>> start

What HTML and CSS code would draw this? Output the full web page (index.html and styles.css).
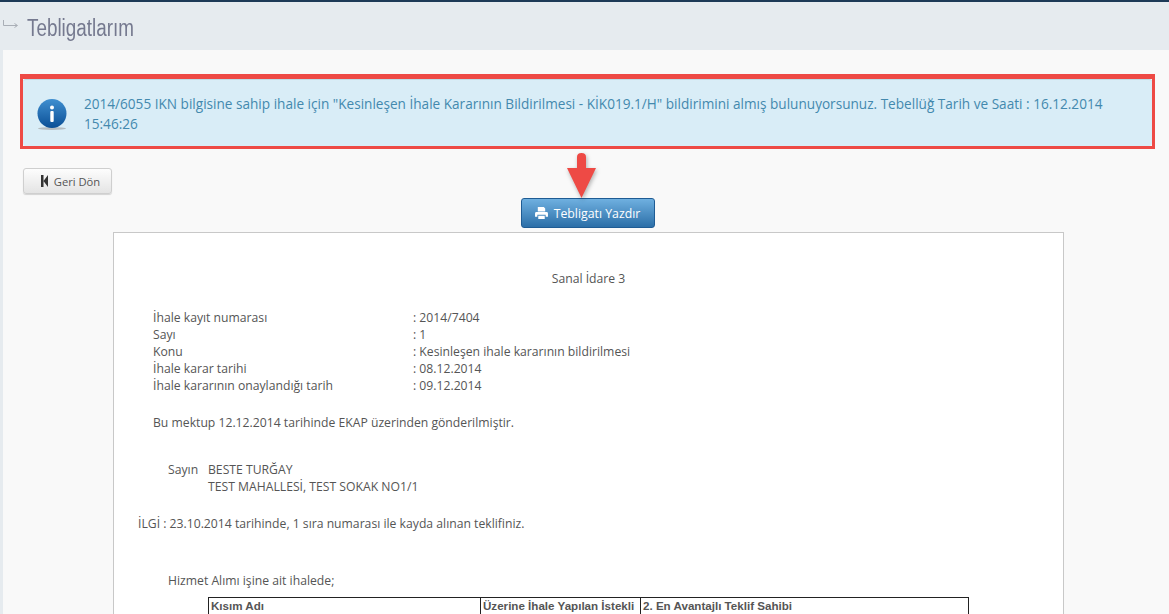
FILE: index.html
```html
<!DOCTYPE html>
<html lang="tr">
<head>
    <meta charset="UTF-8">
    <meta name="viewport" content="width=device-width, initial-scale=1.0">
    <title>Tebligatlarım</title>
    <link rel="stylesheet" href="styles.css">
</head>
<body>

<div class="page-header">
    <svg class="header-icon" width="16" height="9" viewBox="0 0 16 9">
        <path d="M0.5 0V5.5H14M11.5 3.5L14.5 5.5L11.5 7.5" fill="none" stroke="#a9aeb6" stroke-width="1"/>
    </svg>
    <h1>Tebligatlarım</h1>
</div>

<div class="content">
    <div class="alert-info">
        <svg class="alert-icon" width="32" height="32" viewBox="0 0 32 32">
            <defs>
                <linearGradient id="infoGrad" x1="0" y1="0" x2="0" y2="1">
                    <stop offset="0" stop-color="#3f8fd0"/>
                    <stop offset="1" stop-color="#0b4f96"/>
                </linearGradient>
            </defs>
            <ellipse cx="15" cy="29.5" rx="14" ry="1.5" fill="#b5bcc0"/>
            <circle cx="15" cy="14.5" r="14.5" fill="url(#infoGrad)"/>
            <circle cx="15" cy="8.5" r="2" fill="#fff"/>
            <rect x="13.3" y="12" width="3.4" height="11" rx="1" fill="#fff"/>
        </svg>
        <p>2014/6055 IKN bilgisine sahip ihale için "Kesinleşen İhale Kararının Bildirilmesi - KİK019.1/H" bildirimini almış bulunuyorsunuz. Tebellüğ Tarih ve Saati : 16.12.2014 15:46:26</p>
        <!-- red highlight around the alert -->
        <div class="highlight-box"></div>
    </div>

    <div class="back-row">
        <button class="btn btn-back">
            <svg width="7" height="12" viewBox="0 0 7 12"><path d="M0 0H2.5V12H0ZM2.5 6L7 0V12Z" fill="#333"/></svg>
            Geri Dön
        </button>
    </div>

    <div class="print-row">
        <button class="btn btn-print">
            <svg width="13" height="12" viewBox="0 0 14 13"><path d="M3 0H9.5L11 1.5V5H3ZM1.5 5.5H12.5Q14 5.5 14 7V10.5H11.5V8.5H2.5V10.5H0V7Q0 5.5 1.5 5.5ZM3.5 9.5H10.5V13H3.5Z" fill="#fff"/></svg>
            Tebligatı Yazdır
        </button>
        <!-- red arrow pointing at the print button -->
        <svg class="arrow" width="36" height="50" viewBox="0 0 36 50">
            <path d="M13 6Q13 2 17.5 2Q22 2 22 6V17H32L17.5 47L3 17H13Z" fill="#ee4a45"/>
        </svg>
    </div>

    <div class="document">
        <p class="doc-title">Sanal İdare 3</p>

        <table class="meta">
            <tr><td class="meta-label">İhale kayıt numarası</td><td>: 2014/7404</td></tr>
            <tr><td class="meta-label">Sayı</td><td>: 1</td></tr>
            <tr><td class="meta-label">Konu</td><td>: Kesinleşen ihale kararının bildirilmesi</td></tr>
            <tr><td class="meta-label">İhale karar tarihi</td><td>: 08.12.2014</td></tr>
            <tr><td class="meta-label">İhale kararının onaylandığı tarih</td><td>: 09.12.2014</td></tr>
        </table>

        <p class="sent-note">Bu mektup 12.12.2014 tarihinde EKAP üzerinden gönderilmiştir.</p>

        <div class="addressee">
            <span class="addressee-label">Sayın</span>
            <div>BESTE TURĞAY<br>TEST MAHALLESİ, TEST SOKAK NO1/1</div>
        </div>

        <p class="ref">İLGİ : 23.10.2014 tarihinde, 1 sıra numarası ile kayda alınan teklifiniz.</p>

        <p class="intro">Hizmet Alımı işine ait ihalede;</p>

        <table class="result">
            <tr>
                <th class="col-part">Kısım Adı</th>
                <th class="col-winner">Üzerine İhale Yapılan İstekli</th>
                <th>2. En Avantajlı Teklif Sahibi</th>
            </tr>
        </table>
    </div>
</div>

</body>
</html>
```

FILE: styles.css
```css
html, body {
    height: 614px;
    overflow: hidden;
}
body {
    margin: 0;
    font-family: "Open Sans", sans-serif;
    font-size: 12.2px;
    color: #555;
    background-color: #e6ebef;
    border-top: 2px solid #1d3a57;
    box-sizing: border-box;
}
.page-header {
    height: 48px;
    display: flex;
    align-items: center;
    padding-left: 3px;
}
.header-icon {
    margin-right: 8px;
    margin-top: -4px;
}
h1 {
    margin: 4px 0 0;
    font-family: "Liberation Sans", sans-serif;
    font-size: 23px;
    font-weight: normal;
    color: #75798f;
    transform: scaleX(0.82); /* the original heading face is a narrow one */
    transform-origin: left center;
}
.content {
    margin-left: 3px;
    height: 564px;
    padding: 29px 17px 0 20px;
    background-color: #f9f9f9;
    box-sizing: border-box;
}
.alert-info {
    position: relative;
    display: flex;
    align-items: center;
    height: 67px;
    padding: 1px 20px 0 14px;
    background-color: #d9edf7;
    border-top: 1px solid #bcdde8;
    border-radius: 3px;
    box-sizing: border-box;
    color: #4389ae;
    font-size: 13.6px;
    line-height: 20px;
}
.alert-info p {
    margin: 0 0 0 15px;
}
.alert-icon {
    flex-shrink: 0;
    margin-top: 2px;
}
.highlight-box {
    position: absolute;
    top: -6px;
    left: -3px;
    right: -3px;
    bottom: -3px;
    border: 3px solid #ee4a45;
    border-top-width: 5px;
}
.btn {
    display: flex;
    align-items: center;
    justify-content: center;
    gap: 6px;
    font-family: "Open Sans", sans-serif;
    border-radius: 3px;
    padding: 0;
}
.back-row {
    margin-top: 22px;
}
.btn-back {
    width: 89px;
    height: 26px;
    padding-left: 6px;
    font-size: 11.2px;
    color: #555;
    background: linear-gradient(#fdfdfd, #e4e4e4);
    border: 1px solid #cfcfcf;
    box-shadow: 0 1px 1px rgba(0, 0, 0, 0.15);
}
.print-row {
    position: relative;
    display: flex;
    justify-content: center;
    margin: 4px 0 4px;
}
.btn-print {
    width: 134px;
    height: 30px;
    font-size: 12.3px;
    color: #fff;
    background: linear-gradient(#6fb0e0, #2c6fa8);
    border: 1px solid #1f5c94;
}
.arrow {
    position: absolute;
    top: -47px;
    left: 541px;
    filter: drop-shadow(1px 2px 2px rgba(0, 0, 0, 0.3));
}
.document {
    width: 925px;
    height: 400px;
    margin-left: 90px;
    padding: 37px 0 0 24px;
    background-color: #fff;
    border: 1px solid #c8c8c8;
    line-height: 17px;
}
.document p {
    margin: 0;
}
.doc-title {
    text-align: center;
    padding-right: 24px;
}
.meta {
    margin: 22px 0 0 15px;
    border-collapse: collapse;
    font-size: 12.2px;
}
.meta td {
    padding: 0;
}
.meta-label {
    width: 260px;
}
.document .sent-note {
    margin: 20px 0 0 15px;
}
.addressee {
    display: flex;
    margin: 30px 0 0 30px;
}
.addressee-label {
    width: 40px;
}
.document .ref {
    margin-top: 20px;
}
.document .intro {
    margin: 40px 0 0 30px;
}
.result {
    width: 761px;
    margin: 8px 0 0 70px;
    border-collapse: collapse;
    table-layout: fixed;
    font-family: "Liberation Sans", Arial, sans-serif;
    font-size: 11.6px;
    line-height: 14px;
}
.result th {
    padding: 1px 2px;
    text-align: left;
    white-space: nowrap;
    border: 1px solid #222;
}
.col-part {
    width: 267px;
}
.col-winner {
    width: 155px;
}
```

>> end

## SET PROBLEM
Filter for "index". Return all lines that hold it.

## RESPONSE TO THE EXERCISE
What HTML and CSS code would draw this? Output the full web page (index.html and styles.css).
FILE: index.html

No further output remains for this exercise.